EXERCISE DESCRIPTION: Retype only what runs from the first line of the listing to the line holding "string; description?: string;", both included. Do not retype the pictures.

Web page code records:
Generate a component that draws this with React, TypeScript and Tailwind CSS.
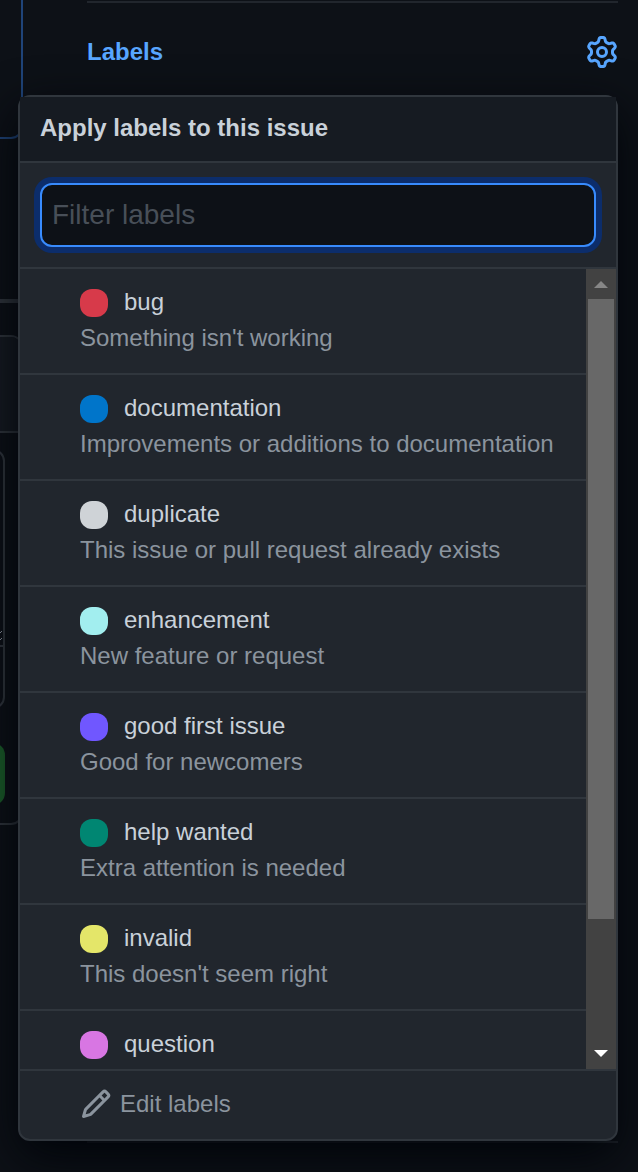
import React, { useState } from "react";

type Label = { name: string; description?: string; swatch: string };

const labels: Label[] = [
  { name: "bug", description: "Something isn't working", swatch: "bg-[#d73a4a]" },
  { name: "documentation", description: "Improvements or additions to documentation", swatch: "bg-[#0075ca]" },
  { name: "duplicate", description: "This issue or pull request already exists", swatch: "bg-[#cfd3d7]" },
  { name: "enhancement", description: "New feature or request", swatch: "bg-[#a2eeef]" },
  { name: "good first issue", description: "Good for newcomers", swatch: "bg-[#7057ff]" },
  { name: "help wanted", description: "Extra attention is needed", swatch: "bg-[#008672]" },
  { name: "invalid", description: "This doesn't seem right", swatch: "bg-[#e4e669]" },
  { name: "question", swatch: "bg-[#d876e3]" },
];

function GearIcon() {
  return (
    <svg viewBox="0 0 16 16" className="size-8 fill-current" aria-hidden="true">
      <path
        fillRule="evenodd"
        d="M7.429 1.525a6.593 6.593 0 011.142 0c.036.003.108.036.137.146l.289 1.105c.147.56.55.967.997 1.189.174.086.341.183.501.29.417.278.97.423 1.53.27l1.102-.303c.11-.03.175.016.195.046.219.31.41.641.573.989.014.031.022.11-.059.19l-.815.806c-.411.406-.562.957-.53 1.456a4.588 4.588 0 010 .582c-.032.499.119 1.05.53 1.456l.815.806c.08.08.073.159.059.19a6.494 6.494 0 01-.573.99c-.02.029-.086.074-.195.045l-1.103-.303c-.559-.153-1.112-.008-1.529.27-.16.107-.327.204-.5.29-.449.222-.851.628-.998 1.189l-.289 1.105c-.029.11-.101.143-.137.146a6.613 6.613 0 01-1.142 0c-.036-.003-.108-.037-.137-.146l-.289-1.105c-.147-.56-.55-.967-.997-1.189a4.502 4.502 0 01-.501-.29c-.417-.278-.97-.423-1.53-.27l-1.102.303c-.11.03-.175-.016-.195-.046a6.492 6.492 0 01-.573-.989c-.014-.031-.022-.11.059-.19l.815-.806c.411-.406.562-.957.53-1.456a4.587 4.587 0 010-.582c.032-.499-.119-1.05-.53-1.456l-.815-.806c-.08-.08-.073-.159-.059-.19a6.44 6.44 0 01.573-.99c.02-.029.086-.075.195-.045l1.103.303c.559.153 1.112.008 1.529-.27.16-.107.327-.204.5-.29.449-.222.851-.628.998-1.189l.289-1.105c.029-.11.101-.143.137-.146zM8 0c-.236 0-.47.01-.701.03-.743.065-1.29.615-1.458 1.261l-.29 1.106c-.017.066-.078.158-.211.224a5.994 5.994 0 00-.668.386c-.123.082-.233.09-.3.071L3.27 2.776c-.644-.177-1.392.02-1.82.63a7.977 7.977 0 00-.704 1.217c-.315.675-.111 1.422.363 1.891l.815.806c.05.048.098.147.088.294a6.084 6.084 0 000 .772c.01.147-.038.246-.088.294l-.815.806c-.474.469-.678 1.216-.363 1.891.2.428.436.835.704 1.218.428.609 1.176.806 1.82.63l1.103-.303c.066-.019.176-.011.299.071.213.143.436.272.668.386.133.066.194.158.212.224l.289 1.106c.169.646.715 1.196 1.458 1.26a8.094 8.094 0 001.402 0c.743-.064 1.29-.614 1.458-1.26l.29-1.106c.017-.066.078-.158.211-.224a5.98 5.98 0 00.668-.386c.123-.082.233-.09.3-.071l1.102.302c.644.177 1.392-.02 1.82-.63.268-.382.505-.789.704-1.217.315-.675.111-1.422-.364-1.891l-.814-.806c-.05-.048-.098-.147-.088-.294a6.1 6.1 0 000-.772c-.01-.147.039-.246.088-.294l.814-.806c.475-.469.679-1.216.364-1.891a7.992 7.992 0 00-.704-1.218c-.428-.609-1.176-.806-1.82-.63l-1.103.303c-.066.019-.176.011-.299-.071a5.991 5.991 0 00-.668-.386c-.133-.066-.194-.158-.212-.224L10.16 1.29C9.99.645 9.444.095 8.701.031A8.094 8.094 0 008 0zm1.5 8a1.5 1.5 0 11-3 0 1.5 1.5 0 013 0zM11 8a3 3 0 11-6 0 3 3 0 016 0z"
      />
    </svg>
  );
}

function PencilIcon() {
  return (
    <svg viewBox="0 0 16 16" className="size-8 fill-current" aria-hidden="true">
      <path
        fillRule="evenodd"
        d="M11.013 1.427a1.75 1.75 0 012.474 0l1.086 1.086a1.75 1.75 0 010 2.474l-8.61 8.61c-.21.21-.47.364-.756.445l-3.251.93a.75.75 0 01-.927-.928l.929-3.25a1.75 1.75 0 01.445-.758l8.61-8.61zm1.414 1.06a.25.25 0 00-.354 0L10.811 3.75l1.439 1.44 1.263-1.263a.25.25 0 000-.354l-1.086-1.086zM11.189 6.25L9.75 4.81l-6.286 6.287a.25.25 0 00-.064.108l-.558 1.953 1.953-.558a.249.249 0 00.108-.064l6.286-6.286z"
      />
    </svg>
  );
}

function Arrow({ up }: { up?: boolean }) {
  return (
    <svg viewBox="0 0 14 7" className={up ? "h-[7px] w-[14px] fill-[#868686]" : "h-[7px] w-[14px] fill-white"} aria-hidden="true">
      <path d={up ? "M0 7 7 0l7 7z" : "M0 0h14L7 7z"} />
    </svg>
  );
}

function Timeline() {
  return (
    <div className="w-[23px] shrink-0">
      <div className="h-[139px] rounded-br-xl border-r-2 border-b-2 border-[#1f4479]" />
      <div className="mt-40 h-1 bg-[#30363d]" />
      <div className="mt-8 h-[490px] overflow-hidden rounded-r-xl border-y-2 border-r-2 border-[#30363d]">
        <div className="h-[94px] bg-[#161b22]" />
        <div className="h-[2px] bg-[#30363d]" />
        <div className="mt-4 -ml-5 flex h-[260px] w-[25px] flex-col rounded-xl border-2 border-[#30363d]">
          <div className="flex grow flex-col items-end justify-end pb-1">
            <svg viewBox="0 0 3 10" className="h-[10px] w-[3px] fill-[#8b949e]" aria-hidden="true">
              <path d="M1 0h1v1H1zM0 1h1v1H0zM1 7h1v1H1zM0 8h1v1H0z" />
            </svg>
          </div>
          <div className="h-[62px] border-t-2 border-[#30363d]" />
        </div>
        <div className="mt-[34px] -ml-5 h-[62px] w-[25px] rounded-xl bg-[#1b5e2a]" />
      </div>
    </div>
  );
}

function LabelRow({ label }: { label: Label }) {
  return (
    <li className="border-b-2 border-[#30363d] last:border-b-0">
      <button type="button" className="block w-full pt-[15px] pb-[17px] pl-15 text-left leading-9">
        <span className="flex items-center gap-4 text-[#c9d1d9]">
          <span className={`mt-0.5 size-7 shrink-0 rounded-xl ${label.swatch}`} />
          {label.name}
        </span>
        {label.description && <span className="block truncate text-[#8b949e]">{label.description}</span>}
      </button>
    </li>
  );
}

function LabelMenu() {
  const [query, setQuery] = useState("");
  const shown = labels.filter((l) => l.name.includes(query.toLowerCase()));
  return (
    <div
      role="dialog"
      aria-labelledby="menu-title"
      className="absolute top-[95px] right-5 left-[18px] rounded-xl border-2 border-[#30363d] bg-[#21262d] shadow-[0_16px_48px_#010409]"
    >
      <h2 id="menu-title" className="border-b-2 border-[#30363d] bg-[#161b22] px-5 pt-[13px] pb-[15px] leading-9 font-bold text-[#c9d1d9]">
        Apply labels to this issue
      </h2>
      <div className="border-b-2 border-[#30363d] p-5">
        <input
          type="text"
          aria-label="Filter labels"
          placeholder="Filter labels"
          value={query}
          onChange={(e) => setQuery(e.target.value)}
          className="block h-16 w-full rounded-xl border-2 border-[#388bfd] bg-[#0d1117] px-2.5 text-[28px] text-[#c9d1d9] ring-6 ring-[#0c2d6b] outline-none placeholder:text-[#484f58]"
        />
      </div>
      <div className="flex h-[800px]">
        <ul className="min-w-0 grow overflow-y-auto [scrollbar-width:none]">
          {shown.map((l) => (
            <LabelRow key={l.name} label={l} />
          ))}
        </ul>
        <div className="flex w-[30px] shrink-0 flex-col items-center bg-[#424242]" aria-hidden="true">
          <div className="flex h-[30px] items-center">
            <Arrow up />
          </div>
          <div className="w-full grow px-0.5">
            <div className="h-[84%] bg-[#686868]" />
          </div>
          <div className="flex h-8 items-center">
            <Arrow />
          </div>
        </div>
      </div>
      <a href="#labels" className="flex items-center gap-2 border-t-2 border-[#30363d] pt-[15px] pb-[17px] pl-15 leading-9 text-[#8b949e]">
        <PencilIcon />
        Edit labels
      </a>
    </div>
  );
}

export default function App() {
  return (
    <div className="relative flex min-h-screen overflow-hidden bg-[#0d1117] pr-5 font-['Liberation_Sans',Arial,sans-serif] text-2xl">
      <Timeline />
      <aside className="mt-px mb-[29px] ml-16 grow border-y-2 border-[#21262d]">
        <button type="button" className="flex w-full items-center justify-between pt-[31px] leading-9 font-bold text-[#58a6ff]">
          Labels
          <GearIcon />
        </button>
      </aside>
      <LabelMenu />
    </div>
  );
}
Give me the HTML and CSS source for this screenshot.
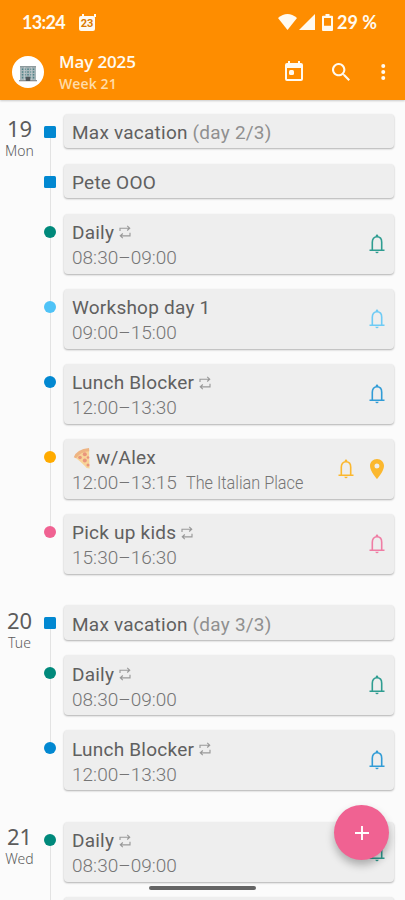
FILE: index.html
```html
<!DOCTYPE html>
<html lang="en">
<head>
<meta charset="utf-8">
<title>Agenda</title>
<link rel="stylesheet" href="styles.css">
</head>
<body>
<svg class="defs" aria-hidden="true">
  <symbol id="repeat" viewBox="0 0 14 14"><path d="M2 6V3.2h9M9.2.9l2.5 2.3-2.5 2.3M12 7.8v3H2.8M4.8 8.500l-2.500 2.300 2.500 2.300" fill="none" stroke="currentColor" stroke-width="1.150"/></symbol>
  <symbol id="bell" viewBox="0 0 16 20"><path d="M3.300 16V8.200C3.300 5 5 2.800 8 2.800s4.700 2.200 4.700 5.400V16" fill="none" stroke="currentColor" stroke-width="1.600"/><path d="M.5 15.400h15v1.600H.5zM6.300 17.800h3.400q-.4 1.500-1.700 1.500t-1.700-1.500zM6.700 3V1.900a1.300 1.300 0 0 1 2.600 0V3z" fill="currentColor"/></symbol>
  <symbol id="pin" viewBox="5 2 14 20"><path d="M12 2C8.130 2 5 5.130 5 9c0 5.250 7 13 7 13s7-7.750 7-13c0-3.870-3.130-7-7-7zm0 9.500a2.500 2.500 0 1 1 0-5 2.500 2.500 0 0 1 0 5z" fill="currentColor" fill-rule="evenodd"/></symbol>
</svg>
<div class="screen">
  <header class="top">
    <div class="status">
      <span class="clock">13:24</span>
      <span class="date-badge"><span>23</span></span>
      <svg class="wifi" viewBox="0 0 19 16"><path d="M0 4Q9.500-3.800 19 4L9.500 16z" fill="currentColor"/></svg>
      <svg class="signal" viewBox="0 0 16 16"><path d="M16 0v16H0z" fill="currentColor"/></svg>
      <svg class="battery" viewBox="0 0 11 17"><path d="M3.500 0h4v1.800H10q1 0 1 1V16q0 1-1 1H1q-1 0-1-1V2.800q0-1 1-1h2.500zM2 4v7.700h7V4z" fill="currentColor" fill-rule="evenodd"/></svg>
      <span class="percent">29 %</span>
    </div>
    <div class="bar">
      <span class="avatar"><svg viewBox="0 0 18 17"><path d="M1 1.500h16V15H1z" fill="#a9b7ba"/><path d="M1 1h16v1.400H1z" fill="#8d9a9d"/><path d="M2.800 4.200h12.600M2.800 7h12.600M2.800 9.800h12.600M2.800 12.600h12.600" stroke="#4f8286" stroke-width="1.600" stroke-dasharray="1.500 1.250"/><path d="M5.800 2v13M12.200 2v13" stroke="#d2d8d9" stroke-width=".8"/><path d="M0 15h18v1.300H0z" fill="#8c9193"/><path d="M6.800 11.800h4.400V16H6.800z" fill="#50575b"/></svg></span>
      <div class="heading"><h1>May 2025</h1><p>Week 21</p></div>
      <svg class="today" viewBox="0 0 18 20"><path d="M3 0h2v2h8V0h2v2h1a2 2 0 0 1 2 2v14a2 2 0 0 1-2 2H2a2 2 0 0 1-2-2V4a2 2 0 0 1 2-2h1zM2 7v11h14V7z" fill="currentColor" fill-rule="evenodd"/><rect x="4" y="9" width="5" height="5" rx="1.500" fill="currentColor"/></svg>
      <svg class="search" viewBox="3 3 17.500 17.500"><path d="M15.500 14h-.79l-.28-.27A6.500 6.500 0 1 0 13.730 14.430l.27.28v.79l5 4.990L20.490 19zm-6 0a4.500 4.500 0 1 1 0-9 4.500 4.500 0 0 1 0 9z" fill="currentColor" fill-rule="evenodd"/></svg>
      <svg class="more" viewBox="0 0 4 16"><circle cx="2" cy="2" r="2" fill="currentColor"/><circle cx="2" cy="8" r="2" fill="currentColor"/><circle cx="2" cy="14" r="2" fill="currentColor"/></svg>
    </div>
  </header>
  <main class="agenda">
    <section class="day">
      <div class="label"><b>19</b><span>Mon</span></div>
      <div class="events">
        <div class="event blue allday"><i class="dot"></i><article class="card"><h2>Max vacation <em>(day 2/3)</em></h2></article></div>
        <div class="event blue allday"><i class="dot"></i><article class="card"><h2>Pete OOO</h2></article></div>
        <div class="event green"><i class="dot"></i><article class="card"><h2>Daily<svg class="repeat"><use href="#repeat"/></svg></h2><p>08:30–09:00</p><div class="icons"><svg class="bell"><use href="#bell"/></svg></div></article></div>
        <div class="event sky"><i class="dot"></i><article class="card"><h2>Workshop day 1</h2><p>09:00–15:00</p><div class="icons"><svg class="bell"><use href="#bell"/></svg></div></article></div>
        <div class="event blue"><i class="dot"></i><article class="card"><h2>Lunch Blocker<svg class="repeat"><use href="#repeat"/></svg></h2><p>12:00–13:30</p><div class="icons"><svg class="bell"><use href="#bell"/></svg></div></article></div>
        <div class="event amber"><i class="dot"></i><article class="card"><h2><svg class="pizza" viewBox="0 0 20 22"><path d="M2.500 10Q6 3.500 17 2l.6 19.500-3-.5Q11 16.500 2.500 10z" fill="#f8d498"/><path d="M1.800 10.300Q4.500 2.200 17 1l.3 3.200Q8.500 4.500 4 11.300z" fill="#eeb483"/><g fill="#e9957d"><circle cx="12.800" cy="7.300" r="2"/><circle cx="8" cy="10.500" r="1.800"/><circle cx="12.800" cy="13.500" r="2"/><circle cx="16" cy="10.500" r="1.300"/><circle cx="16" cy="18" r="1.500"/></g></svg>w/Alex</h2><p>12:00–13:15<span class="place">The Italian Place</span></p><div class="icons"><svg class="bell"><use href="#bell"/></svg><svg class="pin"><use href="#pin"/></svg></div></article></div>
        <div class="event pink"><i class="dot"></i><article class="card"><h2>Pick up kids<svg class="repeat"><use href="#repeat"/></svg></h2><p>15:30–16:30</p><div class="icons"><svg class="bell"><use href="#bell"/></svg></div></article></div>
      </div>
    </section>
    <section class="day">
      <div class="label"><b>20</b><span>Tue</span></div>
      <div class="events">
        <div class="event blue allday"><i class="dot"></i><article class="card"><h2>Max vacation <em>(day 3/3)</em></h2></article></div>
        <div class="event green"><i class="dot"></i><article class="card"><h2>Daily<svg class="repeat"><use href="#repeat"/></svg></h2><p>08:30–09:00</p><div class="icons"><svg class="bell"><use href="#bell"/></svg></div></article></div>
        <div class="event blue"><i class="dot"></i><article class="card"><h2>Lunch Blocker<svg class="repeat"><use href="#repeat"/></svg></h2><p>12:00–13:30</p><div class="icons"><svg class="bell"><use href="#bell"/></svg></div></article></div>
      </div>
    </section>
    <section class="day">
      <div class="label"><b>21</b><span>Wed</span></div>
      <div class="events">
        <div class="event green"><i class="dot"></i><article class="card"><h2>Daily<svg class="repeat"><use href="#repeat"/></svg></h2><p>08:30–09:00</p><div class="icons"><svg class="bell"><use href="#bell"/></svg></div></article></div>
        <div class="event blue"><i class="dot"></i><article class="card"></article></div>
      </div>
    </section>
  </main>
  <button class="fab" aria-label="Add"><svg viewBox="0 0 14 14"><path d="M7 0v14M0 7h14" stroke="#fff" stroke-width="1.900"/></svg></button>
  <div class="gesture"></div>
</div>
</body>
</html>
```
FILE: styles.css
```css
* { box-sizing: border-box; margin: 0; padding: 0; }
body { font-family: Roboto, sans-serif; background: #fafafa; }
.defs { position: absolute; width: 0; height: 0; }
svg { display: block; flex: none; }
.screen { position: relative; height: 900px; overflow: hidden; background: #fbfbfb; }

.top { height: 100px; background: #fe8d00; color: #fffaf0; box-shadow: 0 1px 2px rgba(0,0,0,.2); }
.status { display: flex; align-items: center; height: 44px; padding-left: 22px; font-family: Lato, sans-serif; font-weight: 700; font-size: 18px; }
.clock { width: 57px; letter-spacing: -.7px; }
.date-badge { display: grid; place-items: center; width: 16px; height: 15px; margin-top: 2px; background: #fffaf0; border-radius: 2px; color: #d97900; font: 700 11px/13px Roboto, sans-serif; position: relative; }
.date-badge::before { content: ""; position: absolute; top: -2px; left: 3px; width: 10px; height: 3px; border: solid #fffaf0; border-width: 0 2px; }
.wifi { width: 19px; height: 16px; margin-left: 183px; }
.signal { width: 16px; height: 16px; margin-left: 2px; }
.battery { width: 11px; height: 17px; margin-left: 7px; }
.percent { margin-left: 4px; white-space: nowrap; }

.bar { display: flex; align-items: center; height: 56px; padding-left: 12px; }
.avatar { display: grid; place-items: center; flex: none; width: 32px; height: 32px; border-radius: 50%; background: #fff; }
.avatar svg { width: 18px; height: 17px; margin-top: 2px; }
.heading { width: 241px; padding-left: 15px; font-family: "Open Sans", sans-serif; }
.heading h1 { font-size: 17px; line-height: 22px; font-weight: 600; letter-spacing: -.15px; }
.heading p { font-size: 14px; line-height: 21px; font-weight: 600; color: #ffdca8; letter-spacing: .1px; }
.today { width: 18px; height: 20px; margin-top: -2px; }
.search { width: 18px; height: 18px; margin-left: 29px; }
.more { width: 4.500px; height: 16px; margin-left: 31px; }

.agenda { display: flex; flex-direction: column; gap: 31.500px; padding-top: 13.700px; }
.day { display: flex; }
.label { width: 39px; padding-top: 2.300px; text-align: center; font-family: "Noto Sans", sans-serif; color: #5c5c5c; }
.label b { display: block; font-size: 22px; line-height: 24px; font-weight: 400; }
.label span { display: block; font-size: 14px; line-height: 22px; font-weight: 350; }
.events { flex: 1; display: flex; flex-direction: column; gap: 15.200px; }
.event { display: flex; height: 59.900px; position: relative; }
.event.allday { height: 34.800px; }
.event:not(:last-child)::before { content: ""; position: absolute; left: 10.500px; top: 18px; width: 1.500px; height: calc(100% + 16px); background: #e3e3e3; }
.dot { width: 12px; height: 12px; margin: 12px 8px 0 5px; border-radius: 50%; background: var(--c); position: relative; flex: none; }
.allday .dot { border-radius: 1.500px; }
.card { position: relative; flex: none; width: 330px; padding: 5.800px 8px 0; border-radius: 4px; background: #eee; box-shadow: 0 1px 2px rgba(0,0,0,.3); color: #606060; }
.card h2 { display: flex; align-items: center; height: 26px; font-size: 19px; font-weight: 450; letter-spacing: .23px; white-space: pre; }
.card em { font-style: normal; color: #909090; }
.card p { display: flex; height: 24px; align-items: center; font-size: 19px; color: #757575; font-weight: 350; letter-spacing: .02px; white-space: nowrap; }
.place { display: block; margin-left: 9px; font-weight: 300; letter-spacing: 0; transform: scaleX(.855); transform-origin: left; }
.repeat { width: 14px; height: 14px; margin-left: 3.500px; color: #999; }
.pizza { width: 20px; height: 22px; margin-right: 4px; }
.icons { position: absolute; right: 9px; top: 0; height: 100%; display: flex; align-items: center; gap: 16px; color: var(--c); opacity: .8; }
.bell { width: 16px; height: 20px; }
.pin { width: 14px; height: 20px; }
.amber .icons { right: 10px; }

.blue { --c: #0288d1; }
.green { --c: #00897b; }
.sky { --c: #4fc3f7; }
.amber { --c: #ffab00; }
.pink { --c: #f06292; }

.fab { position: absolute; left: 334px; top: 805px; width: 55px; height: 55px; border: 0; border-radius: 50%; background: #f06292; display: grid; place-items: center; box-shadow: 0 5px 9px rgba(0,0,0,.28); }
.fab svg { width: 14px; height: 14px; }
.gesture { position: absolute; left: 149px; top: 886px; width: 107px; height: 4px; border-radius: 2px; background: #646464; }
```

FINISHED TASK:
Generate a component that draws this with React, TypeScript and Tailwind CSS.
import React, { useState } from "react";

type Label = { name: string; description?: string; swatch: string };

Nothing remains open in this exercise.